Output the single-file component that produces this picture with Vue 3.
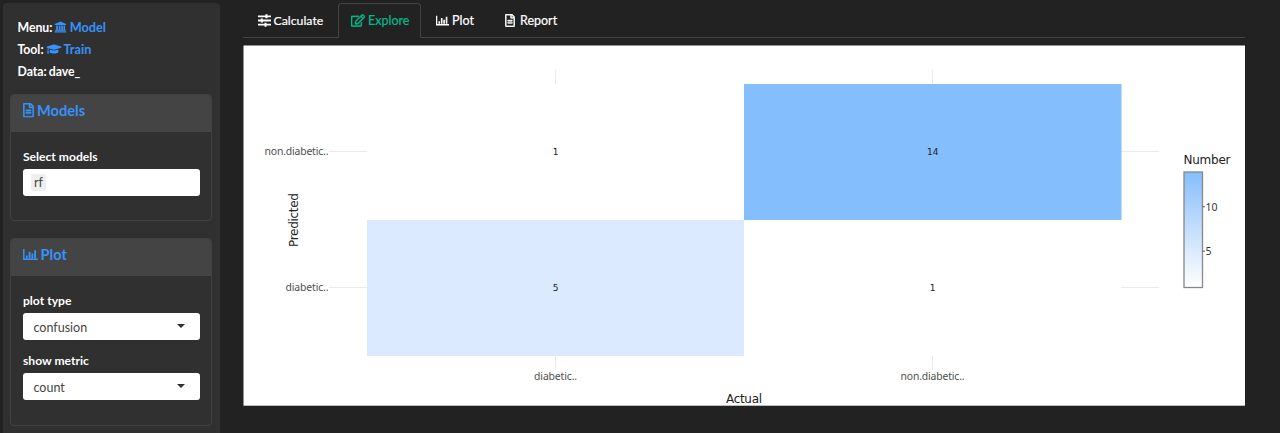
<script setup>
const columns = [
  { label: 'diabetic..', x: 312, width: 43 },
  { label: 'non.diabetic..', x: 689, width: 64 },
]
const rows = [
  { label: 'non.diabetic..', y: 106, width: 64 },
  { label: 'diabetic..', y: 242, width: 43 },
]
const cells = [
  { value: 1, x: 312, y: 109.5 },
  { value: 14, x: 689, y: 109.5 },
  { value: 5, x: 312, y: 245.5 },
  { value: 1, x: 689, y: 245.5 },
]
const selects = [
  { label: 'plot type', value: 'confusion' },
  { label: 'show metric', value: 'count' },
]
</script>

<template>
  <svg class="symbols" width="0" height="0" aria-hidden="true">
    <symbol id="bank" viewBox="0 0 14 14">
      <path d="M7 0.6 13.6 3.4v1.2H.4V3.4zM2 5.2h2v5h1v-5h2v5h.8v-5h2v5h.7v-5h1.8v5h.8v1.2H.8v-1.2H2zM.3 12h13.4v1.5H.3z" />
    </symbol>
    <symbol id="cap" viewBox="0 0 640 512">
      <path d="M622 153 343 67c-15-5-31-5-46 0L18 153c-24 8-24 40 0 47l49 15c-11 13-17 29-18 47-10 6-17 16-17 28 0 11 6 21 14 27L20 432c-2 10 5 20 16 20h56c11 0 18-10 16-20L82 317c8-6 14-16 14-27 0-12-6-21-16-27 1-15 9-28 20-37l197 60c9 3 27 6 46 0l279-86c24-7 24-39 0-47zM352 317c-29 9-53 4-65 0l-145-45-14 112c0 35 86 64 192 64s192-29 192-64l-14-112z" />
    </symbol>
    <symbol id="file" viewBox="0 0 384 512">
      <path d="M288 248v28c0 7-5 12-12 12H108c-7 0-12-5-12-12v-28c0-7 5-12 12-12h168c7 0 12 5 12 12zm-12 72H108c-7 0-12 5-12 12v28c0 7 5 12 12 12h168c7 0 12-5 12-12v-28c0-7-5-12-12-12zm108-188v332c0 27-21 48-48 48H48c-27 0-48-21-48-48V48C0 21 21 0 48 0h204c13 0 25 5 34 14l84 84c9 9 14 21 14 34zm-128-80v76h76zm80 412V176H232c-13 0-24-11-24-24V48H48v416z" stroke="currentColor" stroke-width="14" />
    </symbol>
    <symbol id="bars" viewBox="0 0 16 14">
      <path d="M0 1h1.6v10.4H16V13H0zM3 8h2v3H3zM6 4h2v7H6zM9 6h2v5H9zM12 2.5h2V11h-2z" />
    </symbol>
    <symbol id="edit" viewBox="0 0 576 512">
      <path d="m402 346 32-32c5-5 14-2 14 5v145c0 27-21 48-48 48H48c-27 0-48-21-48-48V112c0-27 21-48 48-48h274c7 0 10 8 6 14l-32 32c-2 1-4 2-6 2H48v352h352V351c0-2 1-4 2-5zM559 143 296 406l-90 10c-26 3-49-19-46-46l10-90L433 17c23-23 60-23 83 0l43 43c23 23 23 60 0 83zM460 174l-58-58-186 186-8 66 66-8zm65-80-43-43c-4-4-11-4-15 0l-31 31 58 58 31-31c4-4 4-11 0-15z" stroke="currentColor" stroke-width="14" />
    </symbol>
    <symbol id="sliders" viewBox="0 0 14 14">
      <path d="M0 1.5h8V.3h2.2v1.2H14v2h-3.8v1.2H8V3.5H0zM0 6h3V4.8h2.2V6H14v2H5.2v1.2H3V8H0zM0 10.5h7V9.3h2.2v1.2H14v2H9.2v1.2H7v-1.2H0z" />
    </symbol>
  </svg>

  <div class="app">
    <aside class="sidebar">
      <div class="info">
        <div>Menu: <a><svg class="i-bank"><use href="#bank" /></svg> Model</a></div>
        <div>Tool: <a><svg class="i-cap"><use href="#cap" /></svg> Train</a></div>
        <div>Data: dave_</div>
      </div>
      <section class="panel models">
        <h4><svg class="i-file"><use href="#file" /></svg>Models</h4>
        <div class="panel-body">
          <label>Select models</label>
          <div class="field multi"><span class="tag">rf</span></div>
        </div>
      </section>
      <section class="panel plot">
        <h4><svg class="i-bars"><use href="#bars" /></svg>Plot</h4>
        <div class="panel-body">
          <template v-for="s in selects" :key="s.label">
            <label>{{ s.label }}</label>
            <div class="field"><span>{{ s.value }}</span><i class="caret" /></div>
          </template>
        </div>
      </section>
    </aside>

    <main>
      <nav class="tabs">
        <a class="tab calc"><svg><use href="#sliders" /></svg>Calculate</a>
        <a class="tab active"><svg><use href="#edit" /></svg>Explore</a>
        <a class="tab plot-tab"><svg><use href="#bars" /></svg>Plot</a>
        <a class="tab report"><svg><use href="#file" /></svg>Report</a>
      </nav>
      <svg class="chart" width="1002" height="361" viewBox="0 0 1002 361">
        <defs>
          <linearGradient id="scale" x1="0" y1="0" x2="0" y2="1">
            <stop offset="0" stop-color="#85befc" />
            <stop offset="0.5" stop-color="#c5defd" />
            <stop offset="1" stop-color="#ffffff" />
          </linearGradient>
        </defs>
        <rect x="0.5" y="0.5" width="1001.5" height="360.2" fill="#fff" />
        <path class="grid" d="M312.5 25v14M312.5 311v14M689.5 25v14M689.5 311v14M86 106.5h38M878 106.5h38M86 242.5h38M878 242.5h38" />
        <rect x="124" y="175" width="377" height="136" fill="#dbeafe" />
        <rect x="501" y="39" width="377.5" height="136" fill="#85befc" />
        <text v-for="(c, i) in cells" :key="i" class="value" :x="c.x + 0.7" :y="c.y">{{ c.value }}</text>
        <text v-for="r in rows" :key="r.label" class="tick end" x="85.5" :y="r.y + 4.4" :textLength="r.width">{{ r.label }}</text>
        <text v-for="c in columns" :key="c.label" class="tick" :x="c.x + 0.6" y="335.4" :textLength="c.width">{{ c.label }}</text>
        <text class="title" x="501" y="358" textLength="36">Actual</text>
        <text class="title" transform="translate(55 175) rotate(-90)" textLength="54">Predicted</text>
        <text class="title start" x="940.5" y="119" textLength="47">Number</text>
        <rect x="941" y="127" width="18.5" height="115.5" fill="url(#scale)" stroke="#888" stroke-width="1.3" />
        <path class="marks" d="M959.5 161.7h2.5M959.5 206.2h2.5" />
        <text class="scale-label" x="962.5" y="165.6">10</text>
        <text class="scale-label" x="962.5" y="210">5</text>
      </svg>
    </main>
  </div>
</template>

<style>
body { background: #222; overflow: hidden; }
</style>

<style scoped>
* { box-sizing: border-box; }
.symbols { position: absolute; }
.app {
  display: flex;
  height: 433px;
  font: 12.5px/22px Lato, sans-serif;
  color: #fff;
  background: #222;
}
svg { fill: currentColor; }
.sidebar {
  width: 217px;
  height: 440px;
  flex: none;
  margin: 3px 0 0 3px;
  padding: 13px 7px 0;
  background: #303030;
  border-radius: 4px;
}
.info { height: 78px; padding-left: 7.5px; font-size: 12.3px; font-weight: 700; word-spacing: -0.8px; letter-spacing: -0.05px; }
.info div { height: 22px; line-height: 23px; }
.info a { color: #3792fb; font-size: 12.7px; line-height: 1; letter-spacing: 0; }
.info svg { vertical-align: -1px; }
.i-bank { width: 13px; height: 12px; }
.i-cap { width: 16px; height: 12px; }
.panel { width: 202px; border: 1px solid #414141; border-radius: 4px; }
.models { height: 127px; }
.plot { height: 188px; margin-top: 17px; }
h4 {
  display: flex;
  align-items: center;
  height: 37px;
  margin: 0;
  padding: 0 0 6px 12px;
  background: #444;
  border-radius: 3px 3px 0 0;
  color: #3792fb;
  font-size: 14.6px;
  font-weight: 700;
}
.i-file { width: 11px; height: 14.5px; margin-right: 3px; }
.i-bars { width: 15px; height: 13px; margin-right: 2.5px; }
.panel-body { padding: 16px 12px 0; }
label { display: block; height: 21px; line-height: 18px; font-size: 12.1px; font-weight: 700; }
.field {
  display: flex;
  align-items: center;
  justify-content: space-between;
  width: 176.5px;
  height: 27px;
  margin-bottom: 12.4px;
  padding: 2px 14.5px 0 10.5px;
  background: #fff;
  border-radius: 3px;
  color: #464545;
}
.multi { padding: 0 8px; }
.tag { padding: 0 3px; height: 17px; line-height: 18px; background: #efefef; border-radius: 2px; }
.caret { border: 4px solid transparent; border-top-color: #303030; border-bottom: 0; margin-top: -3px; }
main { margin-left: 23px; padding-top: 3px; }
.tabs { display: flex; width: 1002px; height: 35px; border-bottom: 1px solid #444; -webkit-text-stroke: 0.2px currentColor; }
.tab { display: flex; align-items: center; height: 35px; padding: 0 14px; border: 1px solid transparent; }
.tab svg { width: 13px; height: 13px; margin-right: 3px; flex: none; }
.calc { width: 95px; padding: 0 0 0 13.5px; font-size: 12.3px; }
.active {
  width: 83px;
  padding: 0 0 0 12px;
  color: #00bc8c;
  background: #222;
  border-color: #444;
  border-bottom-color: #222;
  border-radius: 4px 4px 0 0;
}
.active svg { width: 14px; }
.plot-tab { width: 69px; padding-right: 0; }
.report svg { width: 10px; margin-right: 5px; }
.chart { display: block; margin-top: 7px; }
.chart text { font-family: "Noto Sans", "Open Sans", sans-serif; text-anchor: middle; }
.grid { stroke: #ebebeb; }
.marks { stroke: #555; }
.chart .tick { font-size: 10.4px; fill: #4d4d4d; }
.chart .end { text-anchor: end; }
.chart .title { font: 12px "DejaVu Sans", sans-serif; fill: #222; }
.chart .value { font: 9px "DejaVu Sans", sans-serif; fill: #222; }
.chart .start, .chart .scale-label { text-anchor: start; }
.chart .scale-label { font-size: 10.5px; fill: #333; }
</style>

■ WHAT THE TASK ASKS
Report every line containing the word "file" from the listing above.

■ ANSWER TO THE PROBLEM
Output the single-file component that produces this picture with Vue 3.
    <symbol id="file" viewBox="0 0 384 512">
        <h4><svg class="i-file"><use href="#file" /></svg>Models</h4>
        <a class="tab report"><svg><use href="#file" /></svg>Report</a>
.i-file { width: 11px; height: 14.5px; margin-right: 3px; }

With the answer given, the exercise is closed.